Of course, these pubs return the tavern to its role dating back to the colonies as a center of community, a place for beer lovers to “rendezbrew,” a networking platform, in today’s lingo. Not that we’ve lacked for great bars in earlier decades, but there’s something about good-quality beer that makes these places “stickier,” and not in the sense of beer spilled on the floor. In some cases the community building has been a conscious strategy, though usually it’s just a welcome byproduct of producing great beer in a great space. John Hickenlooper – now Colorado’s governor – famously opened Wynkoop Brewing as a linchpin of the revival of Denver’s nearly abandoned LoDo area (a key ally was Tattered Cover’s Joyce Meskis, bookstores being another key community-building retail species). Brick Store Pub similarly provided the spark to transform downtown Decatur from a boarded-up wasteland to a thriving, transit-centered restaurant and retail hub. On my visit there this past fall, proprietor Dave Blanchard recalled how he and his partners systematically stripped away everything they didn’t like about the restaurant business – TVs, macro beers, pitchers, frozen pints – to create a conversational enclave. In Atlanta nearly two decades ago that might have seemed a stretch, but the overwhelming response reflected an underlying thirst for this type of resort. “We became the beer place in Atlanta, only because of what we didn’t carry,” Blanchard told me. These days, besides the main space, it’s got a Belgian beer nook upstairs and a cellar, and is holding its own among proliferating alternatives because of the riches it does carry.  Guinness was about the only remotely mainstream beer I spotted there.

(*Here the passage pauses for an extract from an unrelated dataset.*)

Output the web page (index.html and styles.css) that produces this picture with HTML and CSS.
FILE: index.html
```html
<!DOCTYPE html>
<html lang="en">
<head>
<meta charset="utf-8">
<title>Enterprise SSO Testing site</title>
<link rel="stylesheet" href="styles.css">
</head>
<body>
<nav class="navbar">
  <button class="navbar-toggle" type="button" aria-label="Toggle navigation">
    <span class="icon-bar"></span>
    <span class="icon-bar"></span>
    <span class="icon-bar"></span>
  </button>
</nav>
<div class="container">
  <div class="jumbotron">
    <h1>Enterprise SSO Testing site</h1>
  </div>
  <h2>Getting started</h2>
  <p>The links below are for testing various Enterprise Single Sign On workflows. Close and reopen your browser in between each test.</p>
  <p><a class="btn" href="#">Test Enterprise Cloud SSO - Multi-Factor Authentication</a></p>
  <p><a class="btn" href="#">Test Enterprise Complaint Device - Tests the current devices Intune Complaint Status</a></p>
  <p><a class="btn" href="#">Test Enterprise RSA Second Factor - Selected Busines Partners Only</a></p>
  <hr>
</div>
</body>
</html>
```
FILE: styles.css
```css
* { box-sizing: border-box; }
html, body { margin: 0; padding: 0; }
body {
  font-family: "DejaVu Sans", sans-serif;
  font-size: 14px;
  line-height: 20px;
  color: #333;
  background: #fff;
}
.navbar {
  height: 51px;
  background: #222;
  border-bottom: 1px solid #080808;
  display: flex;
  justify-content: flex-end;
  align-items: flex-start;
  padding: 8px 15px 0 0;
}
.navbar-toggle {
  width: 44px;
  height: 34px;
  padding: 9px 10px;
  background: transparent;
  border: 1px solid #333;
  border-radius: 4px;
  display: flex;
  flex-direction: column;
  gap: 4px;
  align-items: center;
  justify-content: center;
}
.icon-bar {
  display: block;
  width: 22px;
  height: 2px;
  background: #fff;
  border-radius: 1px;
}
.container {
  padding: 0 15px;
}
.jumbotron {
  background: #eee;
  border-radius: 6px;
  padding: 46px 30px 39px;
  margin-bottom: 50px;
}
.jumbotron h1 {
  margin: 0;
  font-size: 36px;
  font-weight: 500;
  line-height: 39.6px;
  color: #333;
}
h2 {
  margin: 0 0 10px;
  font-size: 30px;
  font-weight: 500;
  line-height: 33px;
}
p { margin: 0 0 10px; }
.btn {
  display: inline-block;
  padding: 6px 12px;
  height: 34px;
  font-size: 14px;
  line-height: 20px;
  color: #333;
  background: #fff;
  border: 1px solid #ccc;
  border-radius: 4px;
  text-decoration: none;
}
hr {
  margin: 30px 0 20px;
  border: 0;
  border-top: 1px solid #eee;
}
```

The truth is, for all the theory about third places and the like, these places exert a magnetic pull on patrons as centers of community, and beers associated with those places garner an outsize advantage in having their authenticity confirmed, having their latest style foray dissected and disseminated by the Twitterati, the local ones viewed by out-of-towners as somehow reflecting something intrinsic about that city’s character. These pubs and brewpubs host, and often collaborate with, local homebrewers, and otherwise extend their roots deep into the brewing culture of the area they serve.

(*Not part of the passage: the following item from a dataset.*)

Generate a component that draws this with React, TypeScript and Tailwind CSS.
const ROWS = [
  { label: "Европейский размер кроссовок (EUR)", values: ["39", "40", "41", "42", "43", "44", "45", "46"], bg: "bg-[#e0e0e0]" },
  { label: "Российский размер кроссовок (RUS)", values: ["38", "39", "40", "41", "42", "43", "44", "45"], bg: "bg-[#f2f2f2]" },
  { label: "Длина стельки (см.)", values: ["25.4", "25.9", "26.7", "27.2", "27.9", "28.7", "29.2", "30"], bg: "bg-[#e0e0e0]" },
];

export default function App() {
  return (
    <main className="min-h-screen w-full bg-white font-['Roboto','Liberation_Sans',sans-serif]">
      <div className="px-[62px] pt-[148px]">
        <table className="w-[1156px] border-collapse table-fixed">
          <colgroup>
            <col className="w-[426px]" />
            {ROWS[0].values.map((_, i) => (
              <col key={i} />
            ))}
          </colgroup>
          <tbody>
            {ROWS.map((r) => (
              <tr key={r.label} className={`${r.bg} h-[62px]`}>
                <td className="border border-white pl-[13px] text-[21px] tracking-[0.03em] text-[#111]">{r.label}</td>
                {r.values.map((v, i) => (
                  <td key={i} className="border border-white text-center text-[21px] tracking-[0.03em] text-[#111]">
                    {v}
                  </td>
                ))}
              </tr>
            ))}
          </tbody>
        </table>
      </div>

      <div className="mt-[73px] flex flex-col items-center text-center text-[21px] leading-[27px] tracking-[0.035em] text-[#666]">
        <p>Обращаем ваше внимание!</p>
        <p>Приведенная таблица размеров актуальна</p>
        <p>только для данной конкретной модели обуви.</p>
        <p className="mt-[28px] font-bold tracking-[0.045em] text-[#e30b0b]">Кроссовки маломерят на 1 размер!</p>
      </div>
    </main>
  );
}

Surely this confers a great home-field advantage for craft beers over the specialty beers being conjured up by big brewers. And these influencer bars’ aversion to stocking brands from what they view as soulless corporate entities (and these days, fairly or not, that can extend even to Boston Beer’s Sam Adams) compound the difficulty those brands have in garnering respect and buzz. Frustrated big-beer reps who’ve failed to crack these coveted accounts with Leinie’s or Blue Moon or Kona liken the effort to a bird flying up against a plate-glass window.

That’s another reason why we’re likely to see the big boys continue to acquire craft players who’ve made inroads into these accounts. Then the trick is not to fumble the acquisition. So far, even after having installed its own management team there, A-B seems to have done well by Goose Island at a time that craft enthusiasts have been watching warily for any signs of slippage: as proof, Goose has done OK holding its tap handles in these influencer accounts. (It was on similar grounds that I inveighed in this column a few years ago against A-B’s decision to stop importing Belgium’s Leffe, one of its few brands with the credibility to sustain a presence in these places. It’s since come back.)

One last thought: many bookstores have been relying on coffee shops and knickknack areas to help cover their overhead as they try to withstand the Amazon onslaught. Given craft beer’s ability to sustain community, why not dial that up in the mix? That seems to be working for stores like the bustling Kramerbooks and its attached Afterwords Café in Washington’s Dupont Circle area. If the trend takes off, not only would it defend a treasured institution but it would reinforce, beneath the beer-trivia bluster, how thoughtful and well-read we beer geeks truly are.